Write again exactly the lines in the listing below, starting at the line with "Rebuild this screenshot" and ending at the line with "7,85 13,80 19,76", both included. Pictures are not copied.

_Records for the exercise_.

-=-=-=-=-

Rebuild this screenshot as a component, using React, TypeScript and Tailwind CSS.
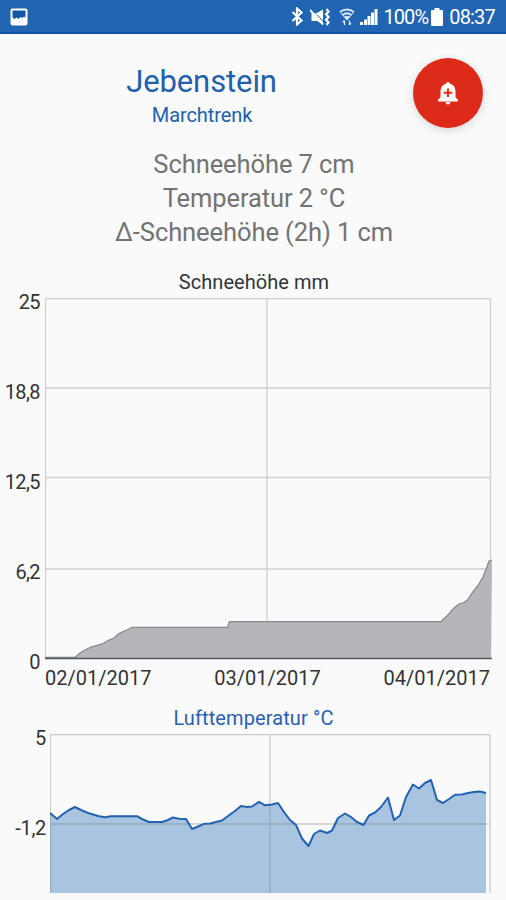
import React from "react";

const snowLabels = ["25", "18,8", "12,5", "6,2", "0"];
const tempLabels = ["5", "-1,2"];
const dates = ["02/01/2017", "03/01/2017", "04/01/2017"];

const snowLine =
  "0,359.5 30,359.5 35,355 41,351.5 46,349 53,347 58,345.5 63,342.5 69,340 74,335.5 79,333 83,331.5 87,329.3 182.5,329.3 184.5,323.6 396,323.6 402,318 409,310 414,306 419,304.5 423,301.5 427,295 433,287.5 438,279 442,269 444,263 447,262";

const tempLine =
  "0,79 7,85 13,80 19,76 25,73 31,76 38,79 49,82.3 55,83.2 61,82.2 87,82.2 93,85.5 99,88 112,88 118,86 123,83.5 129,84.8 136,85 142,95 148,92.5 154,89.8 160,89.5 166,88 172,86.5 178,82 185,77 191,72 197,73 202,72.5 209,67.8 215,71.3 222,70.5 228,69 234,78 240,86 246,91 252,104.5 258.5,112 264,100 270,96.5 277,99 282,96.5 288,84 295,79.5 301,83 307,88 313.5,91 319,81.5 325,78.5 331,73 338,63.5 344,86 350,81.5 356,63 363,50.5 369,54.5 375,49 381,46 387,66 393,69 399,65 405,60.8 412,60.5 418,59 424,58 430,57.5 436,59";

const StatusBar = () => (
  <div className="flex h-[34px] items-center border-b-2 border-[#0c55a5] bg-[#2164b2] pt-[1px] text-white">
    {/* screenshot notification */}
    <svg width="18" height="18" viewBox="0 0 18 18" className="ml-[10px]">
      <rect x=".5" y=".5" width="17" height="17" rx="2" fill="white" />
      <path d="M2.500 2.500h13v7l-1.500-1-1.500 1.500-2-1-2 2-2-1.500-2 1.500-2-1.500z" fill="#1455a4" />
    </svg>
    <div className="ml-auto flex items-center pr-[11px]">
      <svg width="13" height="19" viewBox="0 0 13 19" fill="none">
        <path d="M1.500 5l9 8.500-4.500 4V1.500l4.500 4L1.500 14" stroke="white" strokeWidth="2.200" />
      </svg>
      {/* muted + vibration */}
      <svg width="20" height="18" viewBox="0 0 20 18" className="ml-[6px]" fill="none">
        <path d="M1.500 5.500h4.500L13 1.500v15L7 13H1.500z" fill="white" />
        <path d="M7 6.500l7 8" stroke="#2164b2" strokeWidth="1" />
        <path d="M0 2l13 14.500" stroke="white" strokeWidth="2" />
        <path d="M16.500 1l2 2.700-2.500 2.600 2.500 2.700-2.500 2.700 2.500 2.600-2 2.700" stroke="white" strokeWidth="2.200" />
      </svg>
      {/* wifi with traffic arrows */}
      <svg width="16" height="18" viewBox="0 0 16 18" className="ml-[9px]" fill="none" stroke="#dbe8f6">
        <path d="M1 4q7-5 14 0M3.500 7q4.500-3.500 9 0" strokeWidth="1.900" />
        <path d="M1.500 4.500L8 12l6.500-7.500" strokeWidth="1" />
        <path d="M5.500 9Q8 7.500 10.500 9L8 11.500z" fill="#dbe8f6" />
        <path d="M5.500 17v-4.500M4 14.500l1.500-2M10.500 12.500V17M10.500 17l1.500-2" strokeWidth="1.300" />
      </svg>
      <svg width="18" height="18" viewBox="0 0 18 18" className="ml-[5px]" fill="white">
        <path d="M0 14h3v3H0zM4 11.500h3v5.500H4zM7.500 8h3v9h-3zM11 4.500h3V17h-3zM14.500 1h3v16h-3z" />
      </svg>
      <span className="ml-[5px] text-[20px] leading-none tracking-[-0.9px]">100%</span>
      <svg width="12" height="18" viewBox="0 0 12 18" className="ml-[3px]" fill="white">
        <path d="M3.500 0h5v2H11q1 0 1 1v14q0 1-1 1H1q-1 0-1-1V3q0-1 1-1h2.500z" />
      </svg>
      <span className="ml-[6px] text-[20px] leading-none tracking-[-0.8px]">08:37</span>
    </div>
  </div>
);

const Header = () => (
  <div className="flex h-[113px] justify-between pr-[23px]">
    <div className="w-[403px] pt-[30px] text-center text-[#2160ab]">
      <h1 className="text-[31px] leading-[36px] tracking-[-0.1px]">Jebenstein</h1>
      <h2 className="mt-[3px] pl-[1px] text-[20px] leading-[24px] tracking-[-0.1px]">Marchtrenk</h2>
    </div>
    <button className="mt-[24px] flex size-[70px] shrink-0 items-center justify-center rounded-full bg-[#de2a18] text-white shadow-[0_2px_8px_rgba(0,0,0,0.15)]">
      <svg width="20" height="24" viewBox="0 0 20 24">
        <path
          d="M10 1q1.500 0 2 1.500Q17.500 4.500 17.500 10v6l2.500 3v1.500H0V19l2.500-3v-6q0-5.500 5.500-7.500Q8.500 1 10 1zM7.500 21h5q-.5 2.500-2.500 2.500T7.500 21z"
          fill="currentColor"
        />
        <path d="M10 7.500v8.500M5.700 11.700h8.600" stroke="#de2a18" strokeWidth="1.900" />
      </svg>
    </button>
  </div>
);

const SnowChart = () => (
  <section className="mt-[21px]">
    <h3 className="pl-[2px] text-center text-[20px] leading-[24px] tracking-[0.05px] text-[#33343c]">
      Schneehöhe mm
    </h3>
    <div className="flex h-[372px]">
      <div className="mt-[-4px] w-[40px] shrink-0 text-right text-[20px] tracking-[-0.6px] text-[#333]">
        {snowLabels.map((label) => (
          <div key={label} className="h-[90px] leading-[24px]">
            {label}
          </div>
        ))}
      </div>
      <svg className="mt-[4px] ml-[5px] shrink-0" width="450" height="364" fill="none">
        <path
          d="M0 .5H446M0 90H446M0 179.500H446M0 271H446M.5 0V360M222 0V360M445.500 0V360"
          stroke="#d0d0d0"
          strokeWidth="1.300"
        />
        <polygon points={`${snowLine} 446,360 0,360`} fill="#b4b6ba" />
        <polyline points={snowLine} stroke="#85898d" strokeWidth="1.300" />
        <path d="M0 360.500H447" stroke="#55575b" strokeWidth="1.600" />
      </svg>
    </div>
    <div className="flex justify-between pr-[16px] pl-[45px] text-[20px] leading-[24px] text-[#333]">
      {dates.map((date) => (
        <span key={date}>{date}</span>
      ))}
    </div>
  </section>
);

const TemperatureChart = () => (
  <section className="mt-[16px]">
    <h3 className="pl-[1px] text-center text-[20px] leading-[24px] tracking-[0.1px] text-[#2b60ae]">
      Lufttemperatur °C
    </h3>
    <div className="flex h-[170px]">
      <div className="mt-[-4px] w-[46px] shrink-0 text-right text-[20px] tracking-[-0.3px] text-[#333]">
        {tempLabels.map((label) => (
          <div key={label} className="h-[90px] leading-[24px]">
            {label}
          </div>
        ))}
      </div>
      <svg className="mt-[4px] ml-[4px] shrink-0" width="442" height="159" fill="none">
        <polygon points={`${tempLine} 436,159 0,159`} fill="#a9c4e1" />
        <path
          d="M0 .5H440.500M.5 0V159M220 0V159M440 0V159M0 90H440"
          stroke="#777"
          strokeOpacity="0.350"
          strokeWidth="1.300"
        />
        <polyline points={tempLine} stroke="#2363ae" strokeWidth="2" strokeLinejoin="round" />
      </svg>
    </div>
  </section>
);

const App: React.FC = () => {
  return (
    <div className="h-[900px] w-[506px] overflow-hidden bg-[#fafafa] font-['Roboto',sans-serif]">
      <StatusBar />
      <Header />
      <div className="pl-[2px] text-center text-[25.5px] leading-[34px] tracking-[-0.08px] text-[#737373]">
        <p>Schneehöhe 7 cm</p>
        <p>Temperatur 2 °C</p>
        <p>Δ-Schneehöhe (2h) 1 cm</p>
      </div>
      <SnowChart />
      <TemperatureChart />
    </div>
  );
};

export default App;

-=-=-=-=-

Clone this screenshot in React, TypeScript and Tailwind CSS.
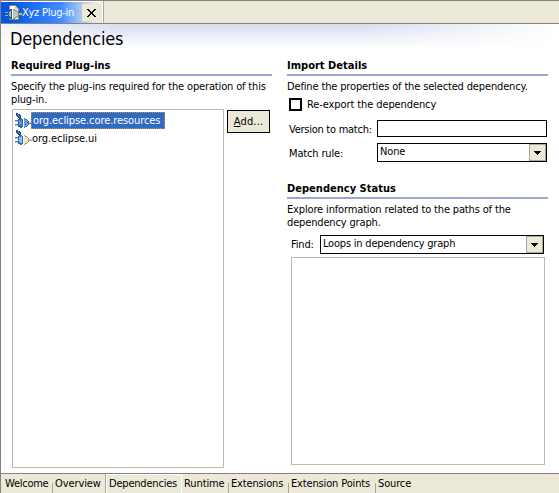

-=-=-=-=-

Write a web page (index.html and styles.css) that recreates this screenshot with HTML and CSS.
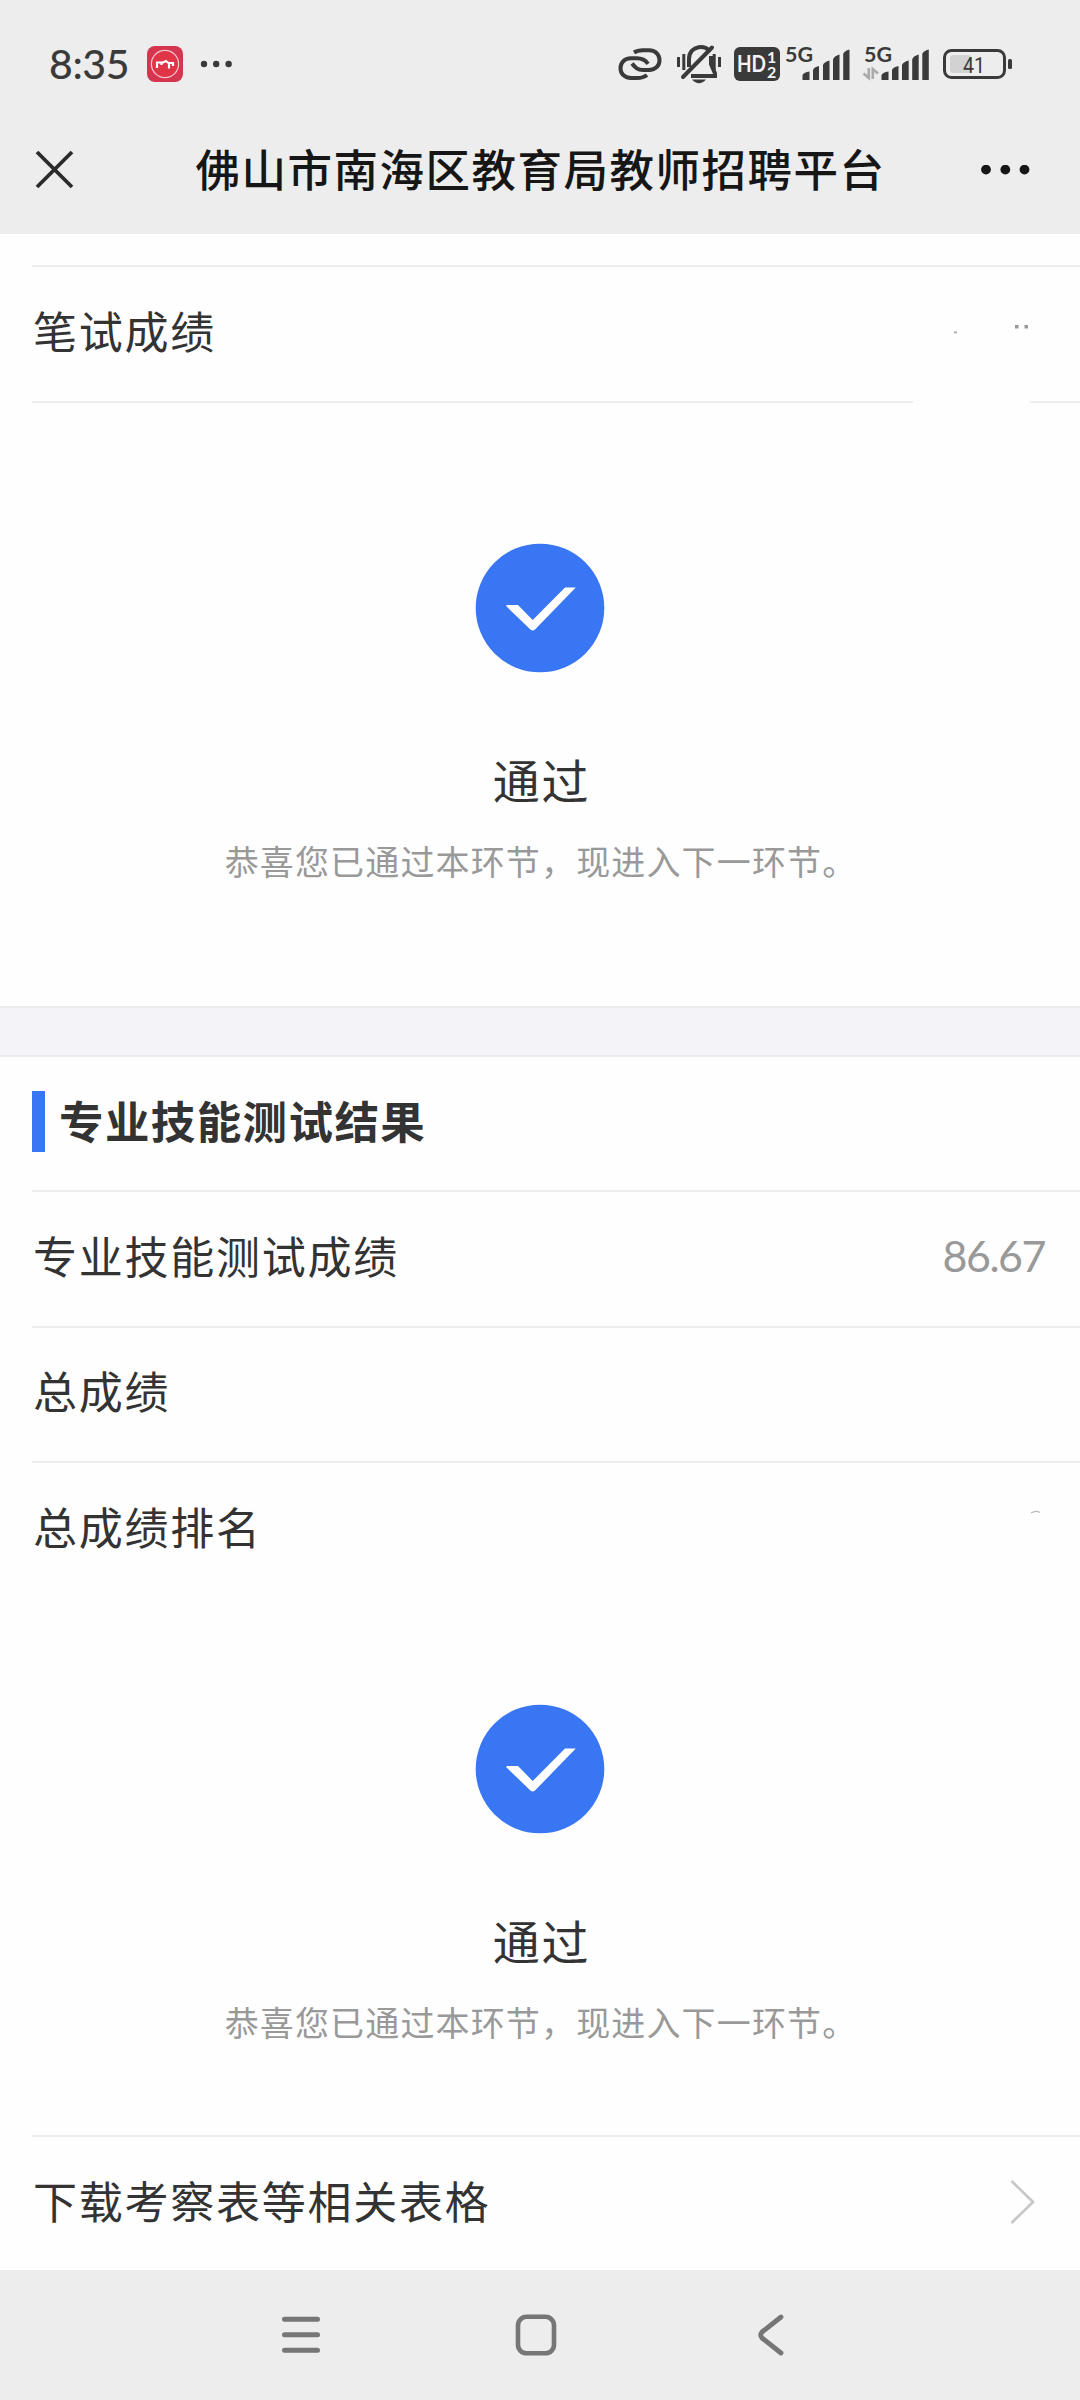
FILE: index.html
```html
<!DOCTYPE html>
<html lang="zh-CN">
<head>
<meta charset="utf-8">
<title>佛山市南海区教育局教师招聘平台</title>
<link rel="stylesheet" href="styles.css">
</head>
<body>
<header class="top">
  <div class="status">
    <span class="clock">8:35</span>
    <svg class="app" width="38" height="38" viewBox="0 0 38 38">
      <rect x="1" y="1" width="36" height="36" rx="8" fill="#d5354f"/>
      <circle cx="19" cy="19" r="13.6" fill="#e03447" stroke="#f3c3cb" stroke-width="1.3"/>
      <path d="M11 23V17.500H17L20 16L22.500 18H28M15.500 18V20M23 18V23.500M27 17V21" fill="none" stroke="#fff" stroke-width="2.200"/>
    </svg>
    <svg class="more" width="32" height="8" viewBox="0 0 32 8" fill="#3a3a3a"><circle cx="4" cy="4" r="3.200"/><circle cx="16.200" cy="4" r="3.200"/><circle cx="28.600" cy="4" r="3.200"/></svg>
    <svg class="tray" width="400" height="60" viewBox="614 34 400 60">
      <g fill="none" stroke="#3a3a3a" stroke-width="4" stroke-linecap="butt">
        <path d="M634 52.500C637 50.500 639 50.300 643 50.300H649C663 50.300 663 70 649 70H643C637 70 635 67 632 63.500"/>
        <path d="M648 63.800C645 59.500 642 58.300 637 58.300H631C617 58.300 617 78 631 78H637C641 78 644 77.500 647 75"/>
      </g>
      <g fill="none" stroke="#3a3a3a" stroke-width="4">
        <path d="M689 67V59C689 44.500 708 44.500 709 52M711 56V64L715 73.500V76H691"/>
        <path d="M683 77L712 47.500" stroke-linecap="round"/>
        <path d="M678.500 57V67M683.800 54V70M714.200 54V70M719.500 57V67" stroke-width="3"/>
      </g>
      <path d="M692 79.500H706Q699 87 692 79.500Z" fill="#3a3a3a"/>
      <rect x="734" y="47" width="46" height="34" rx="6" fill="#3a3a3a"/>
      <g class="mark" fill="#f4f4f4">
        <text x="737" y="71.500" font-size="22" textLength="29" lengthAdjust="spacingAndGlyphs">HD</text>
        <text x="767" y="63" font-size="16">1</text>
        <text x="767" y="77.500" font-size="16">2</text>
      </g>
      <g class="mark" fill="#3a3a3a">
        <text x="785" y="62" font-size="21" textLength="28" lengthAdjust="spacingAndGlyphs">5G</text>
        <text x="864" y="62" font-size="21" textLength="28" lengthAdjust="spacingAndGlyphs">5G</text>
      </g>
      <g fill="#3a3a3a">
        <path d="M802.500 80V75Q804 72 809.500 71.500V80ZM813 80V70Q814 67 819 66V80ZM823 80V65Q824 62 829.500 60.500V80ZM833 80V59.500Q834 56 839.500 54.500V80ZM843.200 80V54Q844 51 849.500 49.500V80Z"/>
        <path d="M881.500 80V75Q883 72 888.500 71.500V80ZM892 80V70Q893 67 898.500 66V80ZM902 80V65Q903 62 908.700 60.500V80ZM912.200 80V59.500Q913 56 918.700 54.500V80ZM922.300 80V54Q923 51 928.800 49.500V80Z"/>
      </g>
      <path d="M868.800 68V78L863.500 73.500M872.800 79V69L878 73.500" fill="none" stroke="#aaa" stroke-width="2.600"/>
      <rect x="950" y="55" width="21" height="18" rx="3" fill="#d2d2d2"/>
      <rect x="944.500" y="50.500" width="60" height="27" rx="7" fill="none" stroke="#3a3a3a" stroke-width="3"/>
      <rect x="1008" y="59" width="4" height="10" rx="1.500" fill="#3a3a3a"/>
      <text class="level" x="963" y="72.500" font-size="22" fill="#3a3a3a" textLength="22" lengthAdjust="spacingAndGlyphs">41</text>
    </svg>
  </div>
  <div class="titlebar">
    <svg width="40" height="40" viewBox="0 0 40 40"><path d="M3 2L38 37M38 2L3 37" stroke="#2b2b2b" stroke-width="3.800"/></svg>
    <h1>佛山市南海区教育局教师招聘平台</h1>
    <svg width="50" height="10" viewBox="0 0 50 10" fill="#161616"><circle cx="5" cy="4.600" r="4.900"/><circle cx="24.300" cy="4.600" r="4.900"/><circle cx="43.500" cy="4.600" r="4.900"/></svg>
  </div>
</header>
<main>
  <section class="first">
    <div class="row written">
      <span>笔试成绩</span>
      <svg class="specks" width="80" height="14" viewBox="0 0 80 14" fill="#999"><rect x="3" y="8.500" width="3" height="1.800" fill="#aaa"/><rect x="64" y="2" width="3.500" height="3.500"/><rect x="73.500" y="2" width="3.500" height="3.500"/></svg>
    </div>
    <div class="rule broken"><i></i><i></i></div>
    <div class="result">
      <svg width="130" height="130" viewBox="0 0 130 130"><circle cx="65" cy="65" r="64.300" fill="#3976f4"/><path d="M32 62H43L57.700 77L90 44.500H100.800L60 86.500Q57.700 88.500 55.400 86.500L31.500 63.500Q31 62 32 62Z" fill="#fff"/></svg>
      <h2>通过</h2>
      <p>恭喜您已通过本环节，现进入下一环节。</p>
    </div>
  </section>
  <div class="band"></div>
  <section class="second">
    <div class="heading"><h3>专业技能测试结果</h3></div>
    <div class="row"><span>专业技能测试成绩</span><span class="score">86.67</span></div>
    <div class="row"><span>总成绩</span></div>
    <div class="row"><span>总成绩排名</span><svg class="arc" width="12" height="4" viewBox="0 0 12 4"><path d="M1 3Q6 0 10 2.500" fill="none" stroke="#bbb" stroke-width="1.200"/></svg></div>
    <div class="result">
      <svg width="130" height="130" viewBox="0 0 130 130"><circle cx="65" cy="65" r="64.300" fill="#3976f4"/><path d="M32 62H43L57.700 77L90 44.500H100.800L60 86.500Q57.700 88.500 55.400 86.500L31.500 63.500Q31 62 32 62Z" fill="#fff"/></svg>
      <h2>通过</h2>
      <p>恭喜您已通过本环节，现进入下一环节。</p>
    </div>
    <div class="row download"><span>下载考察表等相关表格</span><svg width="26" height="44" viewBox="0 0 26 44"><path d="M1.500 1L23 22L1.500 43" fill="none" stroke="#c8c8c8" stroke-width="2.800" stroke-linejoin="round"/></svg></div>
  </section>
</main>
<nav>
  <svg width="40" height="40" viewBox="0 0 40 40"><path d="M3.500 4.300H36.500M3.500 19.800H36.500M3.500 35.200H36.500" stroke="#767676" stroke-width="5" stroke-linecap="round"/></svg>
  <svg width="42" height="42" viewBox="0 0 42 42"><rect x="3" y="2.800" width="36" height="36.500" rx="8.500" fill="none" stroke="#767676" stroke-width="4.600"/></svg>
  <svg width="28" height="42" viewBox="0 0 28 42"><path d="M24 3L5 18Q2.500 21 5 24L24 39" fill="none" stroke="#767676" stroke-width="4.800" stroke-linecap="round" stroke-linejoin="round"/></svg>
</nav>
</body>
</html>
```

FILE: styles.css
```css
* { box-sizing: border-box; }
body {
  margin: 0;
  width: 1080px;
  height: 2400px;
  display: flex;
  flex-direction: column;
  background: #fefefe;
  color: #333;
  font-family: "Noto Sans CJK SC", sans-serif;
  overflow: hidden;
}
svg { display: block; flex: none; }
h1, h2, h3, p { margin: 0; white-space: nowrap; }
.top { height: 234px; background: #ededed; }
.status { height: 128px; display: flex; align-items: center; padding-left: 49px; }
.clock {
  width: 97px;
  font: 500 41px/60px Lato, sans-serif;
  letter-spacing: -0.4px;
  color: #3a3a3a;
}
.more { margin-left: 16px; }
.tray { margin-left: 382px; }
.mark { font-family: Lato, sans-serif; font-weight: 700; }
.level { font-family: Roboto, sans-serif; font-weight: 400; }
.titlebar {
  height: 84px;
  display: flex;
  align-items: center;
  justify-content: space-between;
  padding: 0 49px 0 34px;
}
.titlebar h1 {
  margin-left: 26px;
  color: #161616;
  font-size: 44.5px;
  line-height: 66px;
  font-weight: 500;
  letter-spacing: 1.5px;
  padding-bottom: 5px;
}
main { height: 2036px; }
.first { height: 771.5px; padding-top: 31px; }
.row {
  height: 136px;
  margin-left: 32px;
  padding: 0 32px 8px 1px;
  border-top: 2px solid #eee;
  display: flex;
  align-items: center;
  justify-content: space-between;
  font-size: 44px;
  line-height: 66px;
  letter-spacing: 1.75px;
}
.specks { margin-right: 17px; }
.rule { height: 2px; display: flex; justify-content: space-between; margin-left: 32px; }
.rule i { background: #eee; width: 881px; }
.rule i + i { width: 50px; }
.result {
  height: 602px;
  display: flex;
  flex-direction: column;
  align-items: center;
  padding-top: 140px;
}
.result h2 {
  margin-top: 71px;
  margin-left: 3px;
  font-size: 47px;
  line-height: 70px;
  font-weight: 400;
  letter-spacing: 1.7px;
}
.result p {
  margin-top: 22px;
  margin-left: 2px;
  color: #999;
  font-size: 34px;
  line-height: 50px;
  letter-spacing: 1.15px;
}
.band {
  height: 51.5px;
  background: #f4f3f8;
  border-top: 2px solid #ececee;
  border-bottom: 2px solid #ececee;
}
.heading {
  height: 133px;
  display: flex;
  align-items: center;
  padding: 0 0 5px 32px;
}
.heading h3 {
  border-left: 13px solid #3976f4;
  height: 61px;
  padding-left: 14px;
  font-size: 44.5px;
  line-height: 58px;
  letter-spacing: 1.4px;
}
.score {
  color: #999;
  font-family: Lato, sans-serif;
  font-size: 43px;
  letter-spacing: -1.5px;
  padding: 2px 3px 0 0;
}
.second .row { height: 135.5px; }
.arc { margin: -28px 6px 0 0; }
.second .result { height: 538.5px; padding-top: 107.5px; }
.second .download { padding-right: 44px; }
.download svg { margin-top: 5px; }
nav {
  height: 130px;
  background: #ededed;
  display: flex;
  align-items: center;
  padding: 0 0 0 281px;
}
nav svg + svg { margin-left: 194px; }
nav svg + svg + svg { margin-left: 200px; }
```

-=-=-=-=-

_Output of the exercise_.
Rebuild this screenshot as a component, using React, TypeScript and Tailwind CSS.
import React from "react";

const snowLabels = ["25", "18,8", "12,5", "6,2", "0"];
const tempLabels = ["5", "-1,2"];
const dates = ["02/01/2017", "03/01/2017", "04/01/2017"];

const snowLine =
  "0,359.5 30,359.5 35,355 41,351.5 46,349 53,347 58,345.5 63,342.5 69,340 74,335.5 79,333 83,331.5 87,329.3 182.5,329.3 184.5,323.6 396,323.6 402,318 409,310 414,306 419,304.5 423,301.5 427,295 433,287.5 438,279 442,269 444,263 447,262";

const tempLine =
  "0,79 7,85 13,80 19,76 25,73 31,76 38,79 49,82.3 55,83.2 61,82.2 87,82.2 93,85.5 99,88 112,88 118,86 123,83.5 129,84.8 136,85 142,95 148,92.5 154,89.8 160,89.5 166,88 172,86.5 178,82 185,77 191,72 197,73 202,72.5 209,67.8 215,71.3 222,70.5 228,69 234,78 240,86 246,91 252,104.5 258.5,112 264,100 270,96.5 277,99 282,96.5 288,84 295,79.5 301,83 307,88 313.5,91 319,81.5 325,78.5 331,73 338,63.5 344,86 350,81.5 356,63 363,50.5 369,54.5 375,49 381,46 387,66 393,69 399,65 405,60.8 412,60.5 418,59 424,58 430,57.5 436,59";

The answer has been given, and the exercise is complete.